Alberta’s legislative power grab is unconstitutional

Apr 17th, 2020

BY JOHN CARPAY – The Post Millennial

It has often been said that truth is the first casualty of war. While waging war against COVID-19, politicians in Alberta are not being truthful about their unconstitutional power grab during a public health emergency.

On April 2, Jason Kenney’s United Conservative Party used its majority to rush Bill 10 through the provincial Legislature, in less than 48 hours. Bill 10 has expanded the power of cabinet ministers, during a public health emergency, to write new laws and create new offences.

Essentially, a cabinet minister can now act as if the full power of a legislative majority was personally vested in him or her. Bill 10 has also raised maximum penalties for violating the Public Health Act to the eye-watering sum of $500,000.

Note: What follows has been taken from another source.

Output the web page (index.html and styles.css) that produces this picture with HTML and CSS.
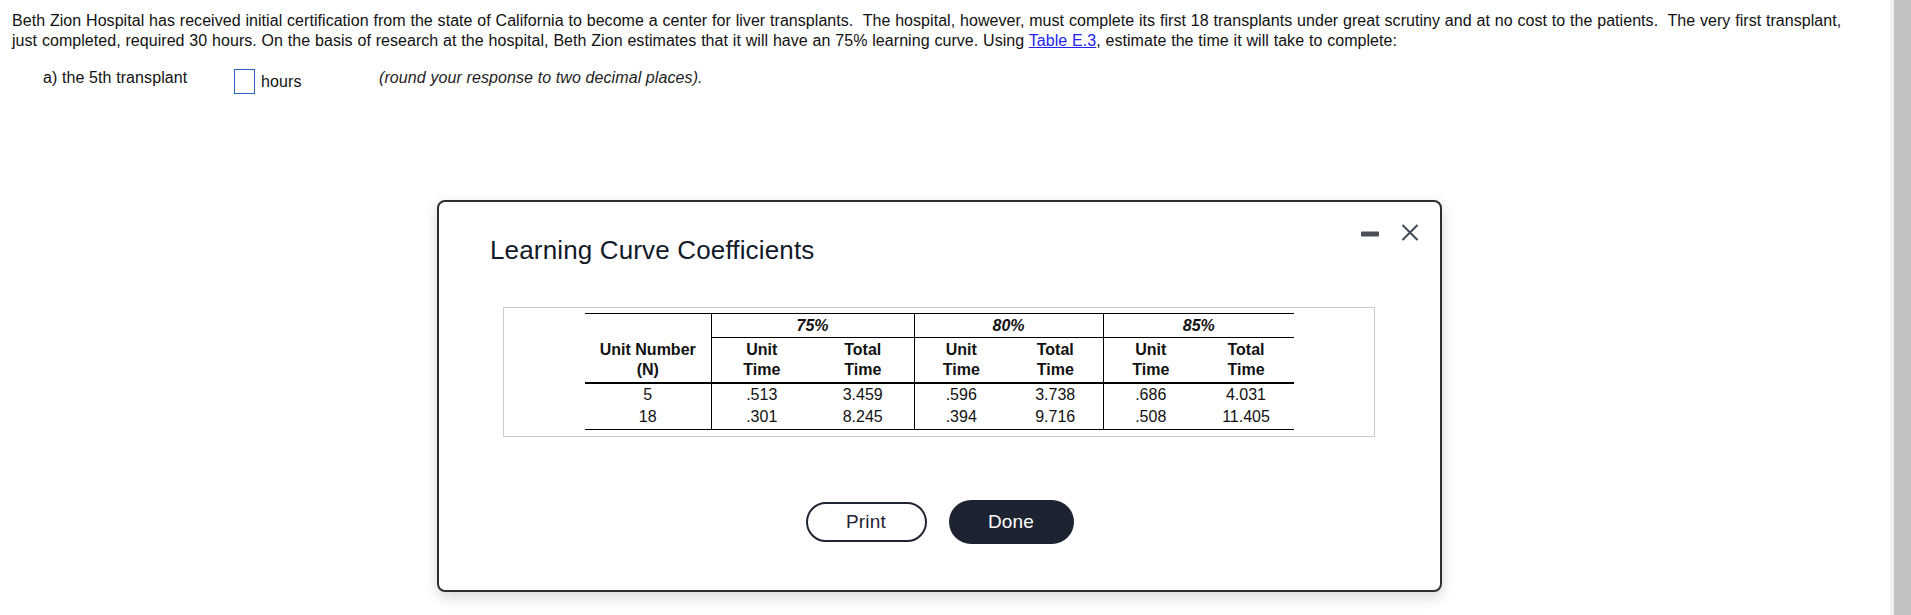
FILE: index.html
```html
<!DOCTYPE html>
<html lang="en">
<head>
<meta charset="utf-8">
<title>Learning Curve Coefficients</title>
<link rel="stylesheet" href="styles.css">
</head>
<body>
<div class="app">
  <main class="main">
    <p class="intro">Beth Zion Hospital has received initial certification from the state of California to become a center for liver transplants.&nbsp; The hospital, however, must complete its first 18 transplants under great scrutiny and at no cost to the patients.&nbsp; The very first transplant, just completed, required 30 hours. On the basis of research at the hospital, Beth Zion estimates that it will have an 75% learning curve. Using <a class="link" href="#">Table E.3</a>, estimate the time it will take to complete:</p>
    <div class="question">
      <span class="q-label">a) the 5th transplant</span>
      <span class="answer-box"></span>
      <span class="unit">hours</span>
      <span class="hint">(round your response to two decimal places).</span>
    </div>

    <div class="dialog">
      <div class="dialog-header">
        <h2 class="dialog-title">Learning Curve Coefficients</h2>
        <div class="dialog-controls">
          <svg class="icon-min" width="18" height="6" viewBox="0 0 18 6"><rect x="0" y="0.5" width="18" height="5" rx="1" fill="#4b4f56"/></svg>
          <svg class="icon-close" width="18" height="17" viewBox="0 0 18 17"><path d="M1.5 1 L16.5 16 M16.5 1 L1.5 16" stroke="#3d4858" stroke-width="2" fill="none"/></svg>
        </div>
      </div>

      <div class="table-box">
        <table class="coef">
          <colgroup>
            <col class="c-n"><col class="c-a"><col class="c-b"><col class="c-c"><col class="c-d"><col class="c-e"><col class="c-f">
          </colgroup>
          <tr class="r-group">
            <th class="blank"></th>
            <th class="grp sep" colspan="2">75%</th>
            <th class="grp sep" colspan="2">80%</th>
            <th class="grp sep" colspan="2">85%</th>
          </tr>
          <tr class="r-head">
            <th>Unit Number<br>(N)</th>
            <th class="sep">Unit<br>Time</th>
            <th>Total<br>Time</th>
            <th class="sep">Unit<br>Time</th>
            <th>Total<br>Time</th>
            <th class="sep">Unit<br>Time</th>
            <th>Total<br>Time</th>
          </tr>
          <tr class="r-data">
            <td>5</td><td class="sep">.513</td><td>3.459</td><td class="sep">.596</td><td>3.738</td><td class="sep">.686</td><td>4.031</td>
          </tr>
          <tr class="r-data r-last">
            <td>18</td><td class="sep">.301</td><td>8.245</td><td class="sep">.394</td><td>9.716</td><td class="sep">.508</td><td>11.405</td>
          </tr>
        </table>
      </div>

      <div class="dialog-actions">
        <button class="btn btn-outline">Print</button>
        <button class="btn btn-solid">Done</button>
      </div>
    </div>
  </main>
  <div class="scrollbar"><div class="scroll-thumb"></div></div>
</div>
</body>
</html>
```

FILE: styles.css
```css
* { box-sizing: border-box; }

html, body {
  margin: 0;
  padding: 0;
  background: #ffffff;
}

body {
  font-family: "Liberation Sans", Arial, sans-serif;
  color: #111111;
  font-size: 16px;
}

.app {
  display: flex;
  width: 1911px;
  height: 615px;
  overflow: hidden;
}

.main {
  position: relative;
  flex: 1;
  padding: 11px 34px 0 12px;
}

.intro {
  margin: 0;
  line-height: 20px;
  letter-spacing: 0.05px;
  word-spacing: 0.3px;
}

.link {
  color: #2323ee;
  text-decoration: underline;
}

.question {
  display: flex;
  align-items: flex-start;
  margin-top: 17px;
  line-height: 20px;
  letter-spacing: 0.1px;
}

.q-label {
  margin-left: 31px;
  width: 191px;
}

.answer-box {
  width: 21px;
  height: 25px;
  margin-top: 1px;
  border: 1px solid #2f62c8;
  background: #fff;
}

.unit {
  margin-left: 6px;
  margin-top: 4px;
  width: 118px;
}

.hint {
  font-style: italic;
  color: #222;
}

/* Dialog */
.dialog {
  position: absolute;
  left: 437px;
  top: 200px;
  width: 1005px;
  height: 392px;
  border: 2px solid #2e2e2e;
  border-radius: 8px;
  background: #fff;
  box-shadow: 0 5px 14px rgba(0, 0, 0, 0.16);
  display: flex;
  flex-direction: column;
}

.dialog-header {
  display: flex;
  justify-content: space-between;
  align-items: flex-start;
  padding: 0 21px 0 51px;
}

.dialog-title {
  margin: 33px 0 0 0;
  font-size: 26px;
  font-weight: normal;
  line-height: 30px;
  letter-spacing: 0.15px;
  color: #131a2a;
}

.dialog-controls {
  display: flex;
  align-items: center;
  gap: 22px;
  margin-top: 22px;
}

.icon-min { display: block; margin-top: 2px; }
.icon-close { display: block; }

.table-box {
  margin: 42px 0 0 64px;
  width: 872px;
  height: 130px;
  border: 1px solid #c9c9c9;
  padding: 5px 0 0 81px;
}

.coef {
  border-collapse: collapse;
  table-layout: fixed;
  width: 709px;
  font-size: 16px;
  color: #111;
}

.c-n { width: 126px; }
.c-a { width: 101px; }
.c-b { width: 102px; }
.c-c { width: 94px; }
.c-d { width: 95px; }
.c-e { width: 95px; }
.c-f { width: 96px; }

.coef th, .coef td {
  padding: 0;
  text-align: center;
}

.coef .sep { border-left: 1px solid #000; }

.r-group th {
  border-top: 1px solid #000;
  height: 24px;
  line-height: 22px;
  font-style: italic;
  font-weight: bold;
}

.r-group .grp { border-bottom: 1px solid #000; }

.r-head th {
  font-weight: bold;
  line-height: 20px;
  padding: 2px 0 2px;
  border-bottom: 2px solid #000;
}

.r-data td {
  height: 22px;
  line-height: 22px;
}

.r-last td {
  border-bottom: 1px solid #000;
  height: 23px;
}

.dialog-actions {
  display: flex;
  justify-content: center;
  align-items: center;
  gap: 22px;
  margin-top: 63px;
  height: 44px;
}

.btn {
  font-family: "Liberation Sans", Arial, sans-serif;
  font-size: 19px;
  letter-spacing: 0.2px;
  border-radius: 22px;
  cursor: pointer;
  padding: 0;
}

.btn-outline {
  width: 121px;
  height: 40px;
  border: 2px solid #1f2532;
  background: #fff;
  color: #1f2532;
}

.btn-solid {
  width: 125px;
  height: 44px;
  border: none;
  background: #1d2330;
  color: #ffffff;
}

/* Scrollbar */
.scrollbar {
  width: 21px;
  height: 615px;
  background: #f0f0f0;
  padding-left: 4px;
}

.scroll-thumb {
  width: 100%;
  height: 100%;
  background: #c1c1c1;
}
```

The only justification for this power grab provided in the Legislature by Health Minister Tyler Shandro was to “strengthen our ability to protect the health and safety of Albertans.” Why ministers need this new power to write laws on the fly, without those laws being subjected to scrutiny and ultimately approved by the Legislature, was not explained.

Any cabinet minister, not merely the health minister, can now—for example—create a new law requiring people to install tracking devices on their cell phones, and require people to register their cell phones with the government.

Questioned about her government’s power grab by one of her constituents, Member of the Legislative Assembly (MLA) Whitney Issik could have—and should have—provided specific examples as to how and why her government might actually need these new powers to write laws on the fly.

Her email response to her constituent, provided to me by that constituent, was profoundly disconcerting:
Ms. Issik asserts that Bill 10 “clarifies” the ability of government ministers to act rapidly during a public health emergency.

“Clarifies” is obviously the wrong word, because Bill 10 adds new power under section 52.1(2)(b) of the Public Health Act: a minister’s power to “specify or set out provisions that apply in addition to, or instead of, any provision of an enactment.”

With Bill 10 now law in Alberta, one politician can legislate unilaterally, except for the power to tax, spend, and make new offences apply retroactively. This is not a “clarification” of power, but added power.

If the Criminal Code was amended to prohibit spreading misinformation about COVID-19, this would be “adding” an offence to the Code, not “clarifying” the Code. Still, Ms. Issik insists that Bill 10 merely “clarifies” that a minister “can amend any enactment that they are responsible for, through a ministerial order, when a public health emergency is declared.”

Ms. Issik then proceeds to argue that “If every order made by a minister had to pass through the Legislative Assembly we would be unable to react appropriately to a pandemic.” Very true, but nobody is objecting to Public Health Act provisions that allow ministers in an emergency to issue orders without the approval of the Legislature.

It’s when those orders amount to the creation of new laws that there is a serious problem. Ms. Issik’s tactic here is known as attacking a “straw dummy”: a non-existent position, that nobody is arguing for. Our elected officials ought to understand the difference between a minister’s power to issue orders during an emergency, versus a minister’s new power to write laws unilaterally.

Relying on repetition rather than fact, Ms. Issik then declares again: “This Bill does not create new powers for politicians to implement any law that they choose during an emergency, as some critics have claimed. Rather, it clarifies language in the Public Health Act to confirm that ministers are able to add to legislation that they are responsible for, as long as it is in the interest of the public.”

Conveniently, what might be in the “interest of the public” is determined solely by the same politician who creates a new law on the fly, in her or his sole discretion. So appeals to the “public interest” are rather meaningless. Further, since when has any minister in the history of Canada been able to unilaterally write new laws all by themselves without oversight? And how could that be “confirmed,” since it is entirely without precedent?

Ms. Issik then goes on to argue that “any orders that are issued during a public health emergency will lapse unless ratified by the Legislature.” True, except that the Public Health Act contains no prohibition on the provincial cabinet declaring a new public health emergency the moment the old one has elapsed. Powers only lapse if the Premier and cabinet want them to. Other MLAs are also using the same form letter as Ms. Issik, to send to constituents who ask inconvenient questions about Bill 10. Presumably this letter was provided to MLAs by the Premier’s spin doctors.

Criticism of Bill 10 (see page 426) has given Premier Kenney a wonderful opportunity to provide citizens with examples of the great things that the added section 52.1(2)(b) will allow cabinet minister to do, which they could not do previously. Rather than explaining why cabinet ministers need these new powers, Ms. Issik and other MLAs are claiming that cabinet ministers have not been given new powers. Truth is a casualty of the war on COVID-19.

Lawyer John Carpay is president of the Justice Centre for Constitutional Freedoms (JCCF.ca).